→ **Supplied information**:
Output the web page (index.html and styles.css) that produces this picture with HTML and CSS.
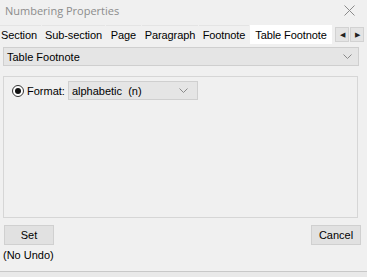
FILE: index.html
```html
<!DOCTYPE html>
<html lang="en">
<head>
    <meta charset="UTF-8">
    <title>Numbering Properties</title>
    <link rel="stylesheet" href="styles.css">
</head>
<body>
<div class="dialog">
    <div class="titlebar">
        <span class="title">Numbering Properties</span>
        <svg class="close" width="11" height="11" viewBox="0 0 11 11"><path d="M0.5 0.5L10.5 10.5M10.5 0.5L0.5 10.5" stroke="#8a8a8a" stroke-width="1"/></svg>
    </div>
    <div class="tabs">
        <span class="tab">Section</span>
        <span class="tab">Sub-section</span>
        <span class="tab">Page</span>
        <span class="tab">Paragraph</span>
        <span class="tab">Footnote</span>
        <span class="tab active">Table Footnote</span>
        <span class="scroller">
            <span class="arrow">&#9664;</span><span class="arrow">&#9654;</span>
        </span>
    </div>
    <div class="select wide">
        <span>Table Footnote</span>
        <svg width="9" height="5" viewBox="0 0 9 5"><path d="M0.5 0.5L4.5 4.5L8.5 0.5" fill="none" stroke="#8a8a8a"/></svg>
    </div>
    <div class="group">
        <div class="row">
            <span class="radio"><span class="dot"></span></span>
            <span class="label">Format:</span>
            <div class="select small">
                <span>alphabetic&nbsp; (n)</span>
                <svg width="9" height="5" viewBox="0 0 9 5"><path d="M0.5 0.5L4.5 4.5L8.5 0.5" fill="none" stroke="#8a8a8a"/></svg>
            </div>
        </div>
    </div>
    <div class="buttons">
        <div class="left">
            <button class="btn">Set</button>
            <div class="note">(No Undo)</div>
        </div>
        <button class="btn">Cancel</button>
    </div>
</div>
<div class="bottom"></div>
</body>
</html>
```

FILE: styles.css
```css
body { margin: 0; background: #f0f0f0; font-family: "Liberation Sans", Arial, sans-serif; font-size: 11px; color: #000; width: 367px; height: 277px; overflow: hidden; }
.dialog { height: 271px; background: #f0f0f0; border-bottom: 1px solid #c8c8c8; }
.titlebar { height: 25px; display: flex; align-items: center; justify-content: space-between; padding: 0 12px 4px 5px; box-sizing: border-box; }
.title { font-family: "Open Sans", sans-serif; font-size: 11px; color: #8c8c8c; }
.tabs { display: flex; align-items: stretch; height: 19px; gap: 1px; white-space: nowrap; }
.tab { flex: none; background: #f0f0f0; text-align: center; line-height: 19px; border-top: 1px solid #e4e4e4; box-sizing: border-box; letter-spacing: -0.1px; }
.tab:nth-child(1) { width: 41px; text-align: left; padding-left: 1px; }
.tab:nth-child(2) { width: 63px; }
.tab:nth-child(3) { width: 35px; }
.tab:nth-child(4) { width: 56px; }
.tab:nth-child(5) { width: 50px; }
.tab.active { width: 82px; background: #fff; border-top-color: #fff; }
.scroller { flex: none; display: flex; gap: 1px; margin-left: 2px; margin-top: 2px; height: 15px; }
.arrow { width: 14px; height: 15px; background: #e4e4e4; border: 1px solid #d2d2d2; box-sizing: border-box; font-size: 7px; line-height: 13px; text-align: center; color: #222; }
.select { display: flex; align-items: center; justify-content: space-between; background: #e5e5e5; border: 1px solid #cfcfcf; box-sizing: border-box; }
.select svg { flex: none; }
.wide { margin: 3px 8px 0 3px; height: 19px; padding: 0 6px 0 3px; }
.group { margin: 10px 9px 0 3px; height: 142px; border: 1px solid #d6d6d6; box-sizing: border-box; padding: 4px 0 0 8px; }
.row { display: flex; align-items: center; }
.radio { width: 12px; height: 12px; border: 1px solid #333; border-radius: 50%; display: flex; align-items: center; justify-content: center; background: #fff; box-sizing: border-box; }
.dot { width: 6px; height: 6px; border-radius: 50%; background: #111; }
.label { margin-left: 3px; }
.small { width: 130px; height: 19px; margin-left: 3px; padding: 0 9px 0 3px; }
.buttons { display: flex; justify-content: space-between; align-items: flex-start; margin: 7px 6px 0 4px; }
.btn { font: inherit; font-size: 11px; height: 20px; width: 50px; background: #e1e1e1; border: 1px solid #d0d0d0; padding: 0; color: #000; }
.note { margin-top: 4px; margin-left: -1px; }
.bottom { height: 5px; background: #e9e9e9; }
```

...

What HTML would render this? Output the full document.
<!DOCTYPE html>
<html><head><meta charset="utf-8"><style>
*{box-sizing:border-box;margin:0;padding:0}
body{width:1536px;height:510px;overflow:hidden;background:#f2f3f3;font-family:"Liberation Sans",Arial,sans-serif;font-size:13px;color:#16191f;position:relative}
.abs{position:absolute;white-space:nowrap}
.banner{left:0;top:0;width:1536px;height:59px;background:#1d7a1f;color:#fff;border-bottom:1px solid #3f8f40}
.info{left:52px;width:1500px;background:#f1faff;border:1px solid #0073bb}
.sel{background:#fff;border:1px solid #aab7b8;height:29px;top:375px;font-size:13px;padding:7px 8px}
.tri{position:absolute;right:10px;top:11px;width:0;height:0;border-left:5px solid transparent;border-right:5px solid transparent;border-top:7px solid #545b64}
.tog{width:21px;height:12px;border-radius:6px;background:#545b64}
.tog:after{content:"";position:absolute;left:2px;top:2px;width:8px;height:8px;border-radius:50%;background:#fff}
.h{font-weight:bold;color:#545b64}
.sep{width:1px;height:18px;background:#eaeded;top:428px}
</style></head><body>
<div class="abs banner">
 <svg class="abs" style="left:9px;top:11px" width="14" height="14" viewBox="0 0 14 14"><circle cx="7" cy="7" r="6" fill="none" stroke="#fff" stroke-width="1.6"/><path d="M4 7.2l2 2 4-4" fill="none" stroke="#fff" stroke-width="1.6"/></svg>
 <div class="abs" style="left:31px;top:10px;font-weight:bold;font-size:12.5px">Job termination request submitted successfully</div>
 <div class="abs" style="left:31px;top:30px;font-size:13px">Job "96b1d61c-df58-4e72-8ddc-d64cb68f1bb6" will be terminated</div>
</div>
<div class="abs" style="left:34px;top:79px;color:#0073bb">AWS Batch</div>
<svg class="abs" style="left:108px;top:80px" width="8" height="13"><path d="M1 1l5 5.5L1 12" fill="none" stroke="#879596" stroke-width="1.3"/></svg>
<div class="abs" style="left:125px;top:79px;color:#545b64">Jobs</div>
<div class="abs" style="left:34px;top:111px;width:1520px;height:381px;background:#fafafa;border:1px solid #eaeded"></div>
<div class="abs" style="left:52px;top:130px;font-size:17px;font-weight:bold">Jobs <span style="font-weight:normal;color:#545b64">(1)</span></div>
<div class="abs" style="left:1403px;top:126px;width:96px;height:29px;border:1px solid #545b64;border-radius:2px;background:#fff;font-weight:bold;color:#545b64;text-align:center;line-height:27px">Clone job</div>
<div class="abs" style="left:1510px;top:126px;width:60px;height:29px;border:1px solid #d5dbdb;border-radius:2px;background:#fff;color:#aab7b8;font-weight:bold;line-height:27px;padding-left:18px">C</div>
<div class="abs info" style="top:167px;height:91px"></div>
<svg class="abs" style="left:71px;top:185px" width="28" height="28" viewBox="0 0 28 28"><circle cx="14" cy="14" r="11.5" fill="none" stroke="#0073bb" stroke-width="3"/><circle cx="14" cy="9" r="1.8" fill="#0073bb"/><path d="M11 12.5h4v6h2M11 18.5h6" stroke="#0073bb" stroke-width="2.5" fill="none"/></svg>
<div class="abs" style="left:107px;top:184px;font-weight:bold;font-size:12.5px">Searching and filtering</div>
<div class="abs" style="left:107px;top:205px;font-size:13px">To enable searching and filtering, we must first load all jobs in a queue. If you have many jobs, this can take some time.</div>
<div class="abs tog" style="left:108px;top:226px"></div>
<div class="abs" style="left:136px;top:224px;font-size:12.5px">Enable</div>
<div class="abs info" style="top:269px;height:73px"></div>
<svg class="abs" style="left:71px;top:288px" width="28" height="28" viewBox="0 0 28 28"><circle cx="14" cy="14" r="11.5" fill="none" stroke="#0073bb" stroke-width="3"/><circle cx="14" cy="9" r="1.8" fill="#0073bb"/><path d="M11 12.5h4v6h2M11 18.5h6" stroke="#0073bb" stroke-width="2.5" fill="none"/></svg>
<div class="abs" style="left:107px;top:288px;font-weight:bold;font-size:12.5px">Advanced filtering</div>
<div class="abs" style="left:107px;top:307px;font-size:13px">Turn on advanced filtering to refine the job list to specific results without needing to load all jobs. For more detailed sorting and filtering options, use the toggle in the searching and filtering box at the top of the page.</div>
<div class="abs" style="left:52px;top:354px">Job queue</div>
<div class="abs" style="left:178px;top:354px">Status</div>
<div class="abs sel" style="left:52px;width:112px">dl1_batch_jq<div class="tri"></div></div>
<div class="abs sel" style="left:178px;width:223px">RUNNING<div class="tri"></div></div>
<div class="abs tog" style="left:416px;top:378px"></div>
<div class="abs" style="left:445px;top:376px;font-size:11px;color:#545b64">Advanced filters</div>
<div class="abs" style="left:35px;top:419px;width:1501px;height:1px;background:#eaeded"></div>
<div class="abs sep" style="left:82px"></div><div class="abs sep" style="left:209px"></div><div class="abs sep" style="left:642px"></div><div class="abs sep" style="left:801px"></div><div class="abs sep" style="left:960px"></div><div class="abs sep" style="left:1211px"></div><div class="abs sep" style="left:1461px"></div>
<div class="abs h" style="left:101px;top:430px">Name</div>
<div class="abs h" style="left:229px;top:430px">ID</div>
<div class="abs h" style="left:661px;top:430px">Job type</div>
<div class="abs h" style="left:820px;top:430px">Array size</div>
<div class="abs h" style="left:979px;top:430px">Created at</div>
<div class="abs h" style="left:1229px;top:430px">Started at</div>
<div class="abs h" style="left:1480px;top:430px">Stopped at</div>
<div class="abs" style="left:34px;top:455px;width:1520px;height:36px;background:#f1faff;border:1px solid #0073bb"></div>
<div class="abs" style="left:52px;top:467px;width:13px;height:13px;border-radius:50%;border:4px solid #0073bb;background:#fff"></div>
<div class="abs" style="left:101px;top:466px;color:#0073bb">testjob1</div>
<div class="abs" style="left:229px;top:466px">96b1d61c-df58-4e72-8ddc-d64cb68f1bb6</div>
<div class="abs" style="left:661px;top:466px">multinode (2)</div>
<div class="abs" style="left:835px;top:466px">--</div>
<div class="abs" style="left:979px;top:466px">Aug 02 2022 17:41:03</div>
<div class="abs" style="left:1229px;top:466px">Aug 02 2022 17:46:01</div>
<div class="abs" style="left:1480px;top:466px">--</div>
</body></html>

...

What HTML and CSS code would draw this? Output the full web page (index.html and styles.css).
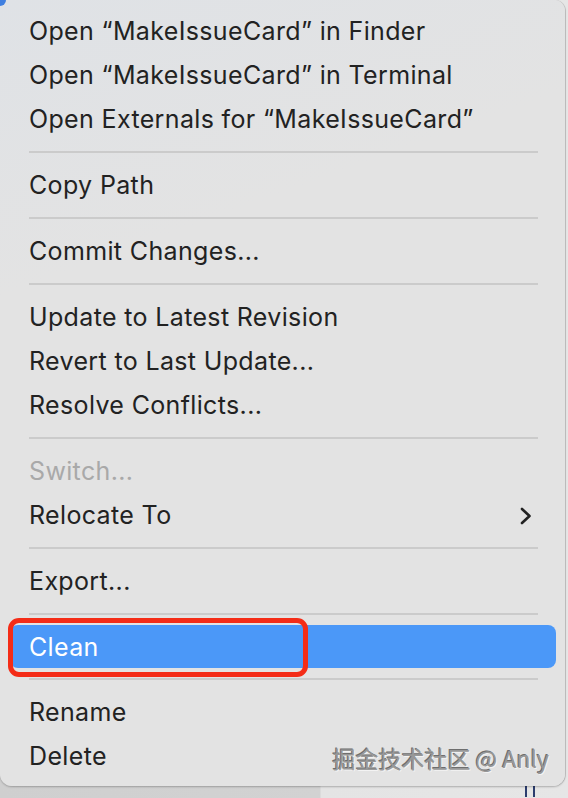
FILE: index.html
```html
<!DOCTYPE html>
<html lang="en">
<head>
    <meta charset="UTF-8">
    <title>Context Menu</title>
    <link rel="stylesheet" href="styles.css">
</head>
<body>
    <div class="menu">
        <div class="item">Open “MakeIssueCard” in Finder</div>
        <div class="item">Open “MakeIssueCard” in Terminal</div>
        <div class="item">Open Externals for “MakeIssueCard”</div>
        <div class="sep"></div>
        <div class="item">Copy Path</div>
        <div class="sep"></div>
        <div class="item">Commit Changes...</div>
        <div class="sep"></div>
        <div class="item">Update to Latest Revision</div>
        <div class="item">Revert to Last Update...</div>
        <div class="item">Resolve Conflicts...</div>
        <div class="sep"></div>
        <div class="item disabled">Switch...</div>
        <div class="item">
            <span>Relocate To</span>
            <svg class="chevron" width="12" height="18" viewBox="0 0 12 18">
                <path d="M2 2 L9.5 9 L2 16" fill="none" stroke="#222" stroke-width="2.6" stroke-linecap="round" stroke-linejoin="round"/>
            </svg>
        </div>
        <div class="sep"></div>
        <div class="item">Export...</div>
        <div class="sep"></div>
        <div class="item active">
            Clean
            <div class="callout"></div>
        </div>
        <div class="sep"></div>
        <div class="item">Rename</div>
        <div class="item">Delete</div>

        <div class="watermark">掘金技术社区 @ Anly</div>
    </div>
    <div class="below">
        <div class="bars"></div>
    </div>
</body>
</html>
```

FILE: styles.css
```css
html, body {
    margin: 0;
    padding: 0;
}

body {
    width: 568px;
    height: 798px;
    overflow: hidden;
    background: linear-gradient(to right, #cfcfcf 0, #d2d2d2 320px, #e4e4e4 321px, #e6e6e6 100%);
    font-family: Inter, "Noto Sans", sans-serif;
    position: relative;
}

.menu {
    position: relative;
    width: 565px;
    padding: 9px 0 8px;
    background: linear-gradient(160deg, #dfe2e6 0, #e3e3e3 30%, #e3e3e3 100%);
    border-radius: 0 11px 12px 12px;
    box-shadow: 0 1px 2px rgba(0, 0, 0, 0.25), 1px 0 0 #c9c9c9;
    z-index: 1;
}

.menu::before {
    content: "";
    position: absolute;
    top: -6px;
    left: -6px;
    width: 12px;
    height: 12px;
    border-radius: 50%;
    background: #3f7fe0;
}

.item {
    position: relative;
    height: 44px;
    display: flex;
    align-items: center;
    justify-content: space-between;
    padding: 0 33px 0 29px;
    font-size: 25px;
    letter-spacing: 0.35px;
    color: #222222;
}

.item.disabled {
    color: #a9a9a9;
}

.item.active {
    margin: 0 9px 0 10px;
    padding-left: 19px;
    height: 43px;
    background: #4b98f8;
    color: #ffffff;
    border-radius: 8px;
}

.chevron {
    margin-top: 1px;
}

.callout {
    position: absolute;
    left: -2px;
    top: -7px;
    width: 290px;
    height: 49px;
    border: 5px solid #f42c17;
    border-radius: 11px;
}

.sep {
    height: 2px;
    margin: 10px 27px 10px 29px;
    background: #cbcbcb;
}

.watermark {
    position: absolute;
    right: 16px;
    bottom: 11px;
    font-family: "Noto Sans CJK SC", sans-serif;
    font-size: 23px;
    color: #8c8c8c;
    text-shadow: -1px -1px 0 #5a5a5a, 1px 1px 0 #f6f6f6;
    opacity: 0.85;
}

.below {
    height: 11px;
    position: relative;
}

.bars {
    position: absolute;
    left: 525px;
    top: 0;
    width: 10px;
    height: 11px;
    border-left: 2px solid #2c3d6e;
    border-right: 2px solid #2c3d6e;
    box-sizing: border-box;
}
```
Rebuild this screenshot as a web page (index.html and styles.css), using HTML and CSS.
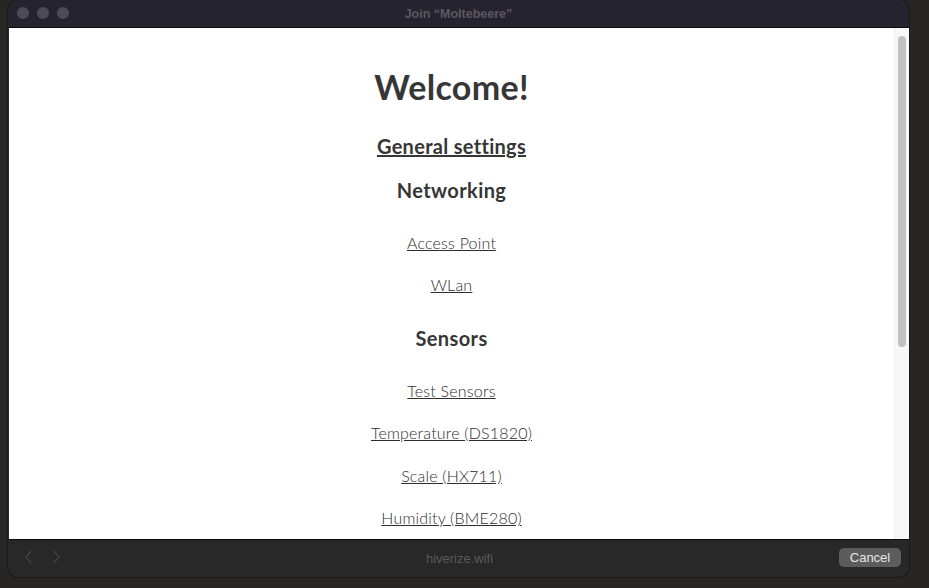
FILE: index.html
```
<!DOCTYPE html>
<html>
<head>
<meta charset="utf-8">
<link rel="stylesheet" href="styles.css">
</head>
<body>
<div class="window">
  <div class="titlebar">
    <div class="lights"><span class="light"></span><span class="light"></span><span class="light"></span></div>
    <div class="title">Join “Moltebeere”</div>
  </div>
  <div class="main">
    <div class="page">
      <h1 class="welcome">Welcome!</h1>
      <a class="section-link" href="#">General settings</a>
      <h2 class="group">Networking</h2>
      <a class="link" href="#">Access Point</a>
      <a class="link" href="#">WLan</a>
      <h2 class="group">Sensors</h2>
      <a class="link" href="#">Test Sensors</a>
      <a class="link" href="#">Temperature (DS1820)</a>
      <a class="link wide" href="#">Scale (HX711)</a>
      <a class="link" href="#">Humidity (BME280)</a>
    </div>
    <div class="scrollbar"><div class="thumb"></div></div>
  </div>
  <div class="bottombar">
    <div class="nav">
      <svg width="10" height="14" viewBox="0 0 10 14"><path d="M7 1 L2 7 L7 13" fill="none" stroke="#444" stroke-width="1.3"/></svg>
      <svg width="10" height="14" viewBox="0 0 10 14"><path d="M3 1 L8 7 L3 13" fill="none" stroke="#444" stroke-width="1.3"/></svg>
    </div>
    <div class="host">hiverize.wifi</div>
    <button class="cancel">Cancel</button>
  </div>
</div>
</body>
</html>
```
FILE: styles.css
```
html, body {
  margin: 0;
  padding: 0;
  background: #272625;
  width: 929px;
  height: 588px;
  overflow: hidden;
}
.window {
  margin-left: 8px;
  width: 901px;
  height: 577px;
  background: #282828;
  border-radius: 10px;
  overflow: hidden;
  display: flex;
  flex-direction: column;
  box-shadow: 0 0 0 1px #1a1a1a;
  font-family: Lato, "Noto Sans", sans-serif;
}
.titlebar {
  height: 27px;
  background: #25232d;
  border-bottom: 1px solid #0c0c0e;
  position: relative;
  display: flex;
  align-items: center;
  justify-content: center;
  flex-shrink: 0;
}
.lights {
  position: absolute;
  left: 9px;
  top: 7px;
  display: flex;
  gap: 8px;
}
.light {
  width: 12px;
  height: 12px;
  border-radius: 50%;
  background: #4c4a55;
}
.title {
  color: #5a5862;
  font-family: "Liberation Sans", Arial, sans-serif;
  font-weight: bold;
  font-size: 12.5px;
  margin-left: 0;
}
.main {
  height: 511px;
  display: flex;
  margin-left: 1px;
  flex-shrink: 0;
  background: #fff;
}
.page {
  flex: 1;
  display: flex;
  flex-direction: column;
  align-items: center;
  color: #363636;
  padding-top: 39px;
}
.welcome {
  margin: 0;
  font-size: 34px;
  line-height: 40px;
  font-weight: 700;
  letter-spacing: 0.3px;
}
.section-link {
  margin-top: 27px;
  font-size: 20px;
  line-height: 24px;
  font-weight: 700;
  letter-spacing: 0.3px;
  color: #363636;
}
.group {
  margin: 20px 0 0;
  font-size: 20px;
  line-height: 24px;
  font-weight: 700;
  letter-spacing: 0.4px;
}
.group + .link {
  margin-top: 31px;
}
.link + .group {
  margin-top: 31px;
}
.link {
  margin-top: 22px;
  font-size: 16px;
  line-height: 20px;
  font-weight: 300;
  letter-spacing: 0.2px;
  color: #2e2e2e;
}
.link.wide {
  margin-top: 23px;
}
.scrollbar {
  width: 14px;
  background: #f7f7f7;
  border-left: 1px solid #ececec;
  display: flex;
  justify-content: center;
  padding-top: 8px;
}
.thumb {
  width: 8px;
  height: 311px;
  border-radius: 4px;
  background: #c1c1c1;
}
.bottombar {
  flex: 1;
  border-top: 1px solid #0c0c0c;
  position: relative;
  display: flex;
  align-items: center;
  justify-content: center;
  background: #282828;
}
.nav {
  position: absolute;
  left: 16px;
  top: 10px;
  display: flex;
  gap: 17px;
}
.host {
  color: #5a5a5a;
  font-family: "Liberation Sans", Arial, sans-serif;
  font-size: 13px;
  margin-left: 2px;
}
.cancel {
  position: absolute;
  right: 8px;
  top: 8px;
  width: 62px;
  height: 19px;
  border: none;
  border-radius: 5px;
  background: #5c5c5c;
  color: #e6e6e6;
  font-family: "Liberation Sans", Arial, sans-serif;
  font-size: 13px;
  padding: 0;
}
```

→ **What is asked**:
Return all the lines that contain the string "would".

→ **Task solution**:
What HTML would render this? Output the full document.
What HTML and CSS code would draw this? Output the full web page (index.html and styles.css).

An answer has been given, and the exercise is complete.